Argumentos como “democratização” da discussão podem ser interessantes como meio de angariar simpatia, seguidores e notoriedade, mas, certamente não resistem a uma discussão séria. Seria a internet o terreno adequado para essa discussão?

Já tive oportunidade de escrever há alguns anos que é possível que em nenhum outro momento se tenha registro de mudanças tão acentuadas (e importantes) como ocorreu com a chegada do computador e, com ele, da Internet. As mudanças nos planos social, da comunicação e político são impressionantes e chegam a ser assustadoras. Elas são tão fortes que, neste momento, não se tem a exata dimensão do que poderá ocorrer. Existem riscos? Talvez enormes.

Seriam as associações/entidades de classe ou de especialidades o terreno adequado para essa discussão? Possivelmente. Há de se ter cuidado, entretanto. A valiosa parceria com as empresas comerciais sempre será muito bem vinda, contudo, em alguns casos parece se tornar cada vez mais difícil a identificação da fronteira entre entidade e empresa.
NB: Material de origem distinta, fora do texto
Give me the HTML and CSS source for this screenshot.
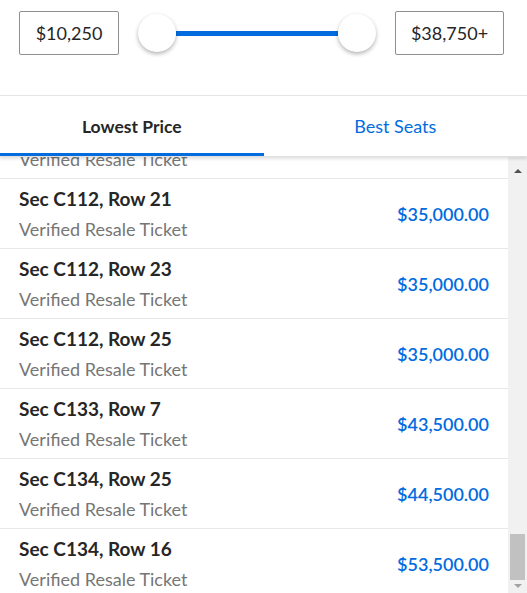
FILE: index.html
```html
<!DOCTYPE html>
<html lang="en">
<head>
  <meta charset="UTF-8" />
  <title>Tickets - Price Filter</title>
  <meta name="viewport" content="width=device-width, initial-scale=1.0" />
  <link rel="stylesheet" href="styles.css">
</head>
<body>

  <!-- Price range filter -->
  <section class="price-filter">
    <div class="price-box">$10,250</div>
    <div class="slider">
      <span class="knob"></span>
      <span class="track"></span>
      <span class="knob"></span>
    </div>
    <div class="price-box">$38,750+</div>
  </section>

  <!-- Sort tabs -->
  <nav class="tabs">
    <a href="#" class="tab active">Lowest Price</a>
    <a href="#" class="tab">Best Seats</a>
  </nav>

  <!-- Ticket list -->
  <main class="results">
    <div class="rows">
      <div class="row">
        <div>
          <div class="seat">Sec C112, Row 19</div>
          <div class="type">Verified Resale Ticket</div>
        </div>
        <div class="price">$35,000.00</div>
      </div>
      <div class="row">
        <div>
          <div class="seat">Sec C112, Row 21</div>
          <div class="type">Verified Resale Ticket</div>
        </div>
        <div class="price">$35,000.00</div>
      </div>
      <div class="row">
        <div>
          <div class="seat">Sec C112, Row 23</div>
          <div class="type">Verified Resale Ticket</div>
        </div>
        <div class="price">$35,000.00</div>
      </div>
      <div class="row">
        <div>
          <div class="seat">Sec C112, Row 25</div>
          <div class="type">Verified Resale Ticket</div>
        </div>
        <div class="price">$35,000.00</div>
      </div>
      <div class="row">
        <div>
          <div class="seat">Sec C133, Row 7</div>
          <div class="type">Verified Resale Ticket</div>
        </div>
        <div class="price">$43,500.00</div>
      </div>
      <div class="row">
        <div>
          <div class="seat">Sec C134, Row 25</div>
          <div class="type">Verified Resale Ticket</div>
        </div>
        <div class="price">$44,500.00</div>
      </div>
      <div class="row">
        <div>
          <div class="seat">Sec C134, Row 16</div>
          <div class="type">Verified Resale Ticket</div>
        </div>
        <div class="price">$53,500.00</div>
      </div>
    </div>

    <div class="scrollbar">
      <span class="arrow up"></span>
      <span class="thumb-space"></span>
      <span class="thumb"></span>
      <span class="arrow down"></span>
    </div>
  </main>

</body>
</html>
```

FILE: styles.css
```css
html {
  overflow: hidden;
}

body {
  font-family: "Lato", sans-serif;
  background-color: white;
  color: #262626;
  margin: 0;
  padding: 0;
}

.price-filter {
  height: 96px;
  box-sizing: border-box;
  padding: 11px 23px 0 19px;
  border-bottom: 1px solid #e6e6e6;
  display: flex;
  align-items: flex-start;
}

.price-box {
  width: 100px;
  height: 44px;
  box-sizing: border-box;
  border: 1px solid #8f8f8f;
  border-radius: 2px;
  display: flex;
  align-items: center;
  justify-content: center;
  font-size: 18px;
  color: #262626;
}

.price-box:last-child {
  width: 109px;
}

.slider {
  flex: 1;
  height: 44px;
  margin: 0 19px;
  display: flex;
  align-items: center;
}

.knob {
  width: 38px;
  height: 38px;
  border-radius: 50%;
  background: white;
  box-shadow: 0 2px 4px rgba(0, 0, 0, 0.3);
  flex-shrink: 0;
  position: relative;
  z-index: 1;
}

.track {
  flex: 1;
  height: 5px;
  background-color: #026cdf;
}

.tabs {
  display: flex;
  height: 60px;
  position: relative;
  z-index: 2;
  box-shadow: 0 2px 3px rgba(0, 0, 0, 0.12);
  border-bottom: 1px solid #e0e0e0;
}

.tab {
  flex: 1;
  display: flex;
  align-items: center;
  justify-content: center;
  box-sizing: border-box;
  padding-top: 3px;
  border-bottom: 3px solid transparent;
  text-decoration: none;
  font-size: 18px;
  color: #026cdf;
}

.tab.active {
  color: #262626;
  font-size: 17.5px;
  font-weight: bold;
  border-bottom-color: #026cdf;
}

.results {
  display: flex;
  align-items: flex-start;
  height: 436px;
}

.rows {
  flex: 1;
  height: 441px;
  overflow: hidden;
  display: flex;
  flex-direction: column;
  justify-content: flex-end;
}

.row {
  flex-shrink: 0;
  height: 70px;
  box-sizing: border-box;
  padding: 0 19px;
  border-top: 1px solid #e8e8e8;
  display: flex;
  align-items: center;
  justify-content: space-between;
}

.seat {
  font-size: 19px;
  font-weight: bold;
  line-height: 31px;
}

.type {
  font-size: 18px;
  color: #767676;
  line-height: 31px;
}

.price {
  font-size: 18px;
  font-weight: 600;
  color: #026cdf;
}

.scrollbar {
  width: 19px;
  height: 436px;
  background-color: #f1f1f1;
  display: flex;
  flex-direction: column;
  align-items: center;
}

.arrow {
  width: 0;
  height: 0;
  border-left: 4px solid transparent;
  border-right: 4px solid transparent;
}

.arrow.up {
  margin: 12px 0 0;
  border-bottom: 4px solid #505050;
}

.arrow.down {
  margin: 4px 0 5px;
  border-top: 4px solid #a3a3a3;
}

.thumb-space {
  flex: 1;
}

.thumb {
  width: 15px;
  height: 46px;
  background-color: #c1c1c1;
}
```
Somos os responsáveis. Na sala dos professores, estamos sentados uns ao lado dos outros. A convivência é inevitável, a conivência não. Um assunto de tamanha complexidade e importância só pode ser discutido por professores sérios, comprometidos de fato com a qualidade do ensino e não parece difícil identifica-los. Tenho absoluta certeza de que eles são reconhecidos. Que estes sentem à mesa e tratem do assunto.

Um dia desses escrevi um texto (veja aqui) em que dizia estar “sem tesão para discutir algumas coisas”. Conheço professores que também estão se sentindo impotentes diante do rumo que o “ensino” da endodontia tomou e por isso se recolheram. Tenho certeza de que, se for pra falar sério, eles não recusarão ao chamamento.